C'est ainsi qu'un chapitre assez long de la communication parue dans La Recherche est consacré à la "lecture" de mots. Les informations sont intéressantes mais l'ambiguïté dont nous faisions état peut y trouver aliment. La lecture ne se réduit pas à l'identification de mots même si dans la lecture il y a identification des mots. D'abord parce que le temps consacré aux écrits de marquage (titres, étiquettes, panneaux signalétiques, etc.) est négligeable par rapport à celui passé à lire des textes et renvoie ce type d'interaction avec l'écrit au rang des cas particuliers. (Cas particuliers dont on comprend d'ailleurs l'intérêt pour l'expérimentation des capacités perceptives. Comme sont intéressantes, mais pour les mêmes raisons et pas pour la lecture, les observations dans « des situations simplifiées qui éliminent les facteurs linguistiques » pour reprendre les termes de nos chercheurs, telles que celle des mouvements des yeux sur une chaîne de caractères sans signification, longuement relatée dans l'article qui nous occupe). Ensuite et surtout parce qu'interviennent, dans le second cas, non de simples réflexes mais « des processus de pensée » comme les appellent nos deux auteurs, dus au fait qu'on est en présence d'un enchaînement d'informations liées par des relations complexes. L'imprévisible dans la lecture d'un mot est remplacé, dans la lecture d'un texte, par une "situation d'attente", créée par ce qu'on sait de la nature du texte, par ce qu'on sait de son contenu avant de commencer sa lecture, par ce qu'on sait qui est déjà apparu sous les yeux quand la lecture est engagée, par le degré de probalité de ce qui va suivre.

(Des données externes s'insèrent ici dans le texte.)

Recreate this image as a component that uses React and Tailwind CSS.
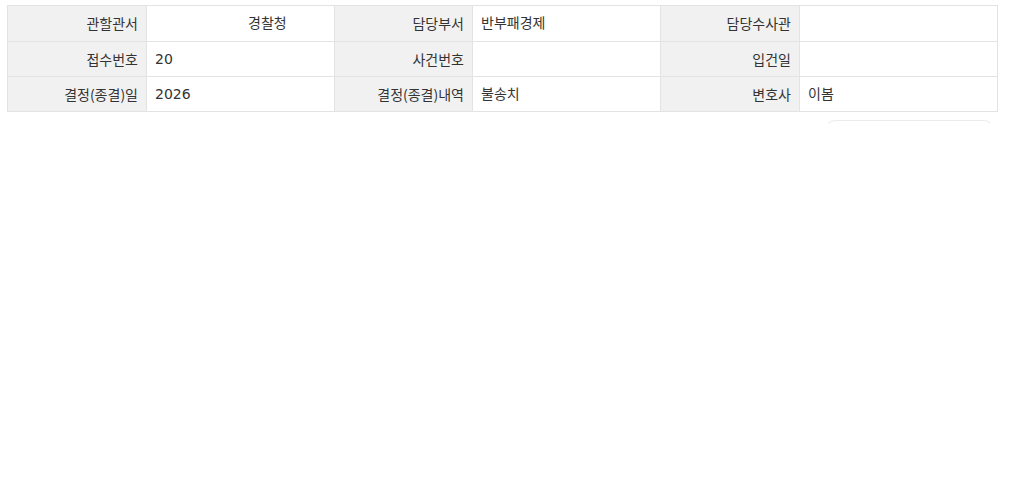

Retenons qu'il y a dans la lecture de mots hors contexte la présence d'une "position optimale" de première fixation. Elle est au milieu des mots courts, elle se décale vers le début à mesure qu'ils s'allongent, mais « pour les mots dont l'information essentielle est à a fin, on voit disparaître l'effet de position optimale ». Mais toutes les mesures montrent que tout dépend de la fréquence d'usage des mots, au point que «la durée d'exploration va être raccourcie et les effets de position initiale réduits»*. Voilà qui pourrait justifier les exercices d'identification, de discrimination et de familiarisation avec le lexique, car il semblerait que plus on connaît de mots, plus on est capable d'identifier la graphie des mots (ce qui n'est pas la même chose, d'ailleurs), plus la lecture devient aisée.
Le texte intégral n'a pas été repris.